Neuhaus’ conclusion is that Lewis would probably go on doing what he did anyway, with needful adjustments. Neuhaus says this because he recognises that the approach Lewis took in the past is still needed, in spite of its obstacles, and that Lewis would realise the same. Lewis would still argue with people about what they find as true in daily life. He would continue to speak to individuals as one human to another, trying to help them recognise what is true and real in the world in which they live; he would still appeal to common human experience. Also, Lewis would continue to tell stories; stories which reveal the truth in our universe. Though the stories of our world are being emptied, theoretically, of their worth, nevertheless the realities of our world are still there and stories still do their job in communicating them to people. People are still people.

Neuhaus also adds his own opinion of the great necessity of the witness of the Church to continue in life and liturgy (meaning, those liturgies that, in their drama, tell the story of Creation and Redemption, such as are found in the Orthodox, the Roman, and the Anglican Churches). While we seek to engage people with argument and story in the public square, we need the Church’s witness to point to as the living representative in our culture of the presence and reality of the kingdom of God; the historical presence of the Real Story of our world. I think he’s right.

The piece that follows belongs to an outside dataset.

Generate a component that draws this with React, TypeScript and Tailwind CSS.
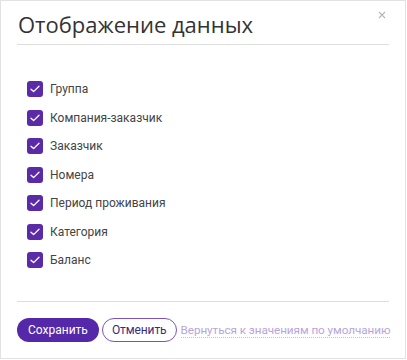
import React, { useState } from 'react';

const FIELDS = [
  'Группа',
  'Компания-заказчик',
  'Заказчик',
  'Номера',
  'Период проживания',
  'Категория',
  'Баланс',
];

function Check({ checked }: { checked: boolean }) {
  return (
    <span
      className={
        checked
          ? 'w-4 h-4 rounded-[3px] bg-[#5b2aa6] flex items-center justify-center shrink-0'
          : 'w-4 h-4 rounded-[3px] border border-[#bbb] bg-white shrink-0'
      }
    >
      {checked && (
        <svg width="10" height="8" viewBox="0 0 10 8" fill="none">
          <path d="M1 4.2L3.6 6.6L9 1.2" stroke="white" strokeWidth="1.3" strokeLinecap="round" strokeLinejoin="round" />
        </svg>
      )}
    </span>
  );
}

export default function App() {
  const [checked, setChecked] = useState<boolean[]>(FIELDS.map(() => true));

  return (
    <div className="w-[407px] h-[360px] bg-white" style={{ fontFamily: 'Roboto, "Noto Sans", sans-serif' }}>
      <div className="relative w-[406px] h-[359px] border border-[#e2e2e2] flex flex-col px-4">
        <button className="absolute right-[19px] top-[10px] text-[#b5b5b5] leading-none">
          <svg width="8" height="8" viewBox="0 0 8 8">
            <path d="M1 1L7 7M7 1L1 7" stroke="currentColor" strokeWidth="1.1" />
          </svg>
        </button>

        <h1
          className="pt-[11px] pb-[8px] pl-[1px] text-[22px] leading-[24px] text-[#333] border-b border-[#dedede]"
          style={{ fontFamily: '"Open Sans", sans-serif' }}
        >
          Отображение данных
        </h1>

        <div className="flex flex-col gap-[12.5px] pt-[36px] pl-[10px]">
          {FIELDS.map((f, i) => (
            <label
              key={f}
              className="flex items-center gap-[7px] h-4 cursor-pointer"
              onClick={() => setChecked(checked.map((c, j) => (j === i ? !c : c)))}
            >
              <Check checked={checked[i]} />
              <span className="text-[12px] text-[#444]">{f}</span>
            </label>
          ))}
        </div>

        <div className="mt-[33px] border-t border-[#dedede] pt-[16px] flex items-center gap-[3px] whitespace-nowrap">
          <button className="h-6 px-[11px] rounded-full bg-[#5428a8] text-white text-[12px]">Сохранить</button>
          <button className="h-6 px-[9px] rounded-full border border-[#7a52c2] text-[#3d2a7a] text-[12px] tracking-[-0.1px]">Отменить</button>
          <button className="ml-[1px] text-[11.7px] tracking-[-0.05px] text-[#b8a3de] leading-[14px] border-b border-dotted border-[#c9b8e8]">
            Вернуться к значениям по умолчанию
          </button>
        </div>
      </div>
    </div>
  );
}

You may want to keep a dictionary beside you as you read his article, but it is worth it. As for how it affects our study, we must recognise that the arguments Lewis makes in Miracles seem convincing enough to ourselves, who have a more absolutist and supernatural understanding of our world, but they may not be convincing to others. As a result, we must be creative in how we communicate the same things we learn in Miracles to the people around us.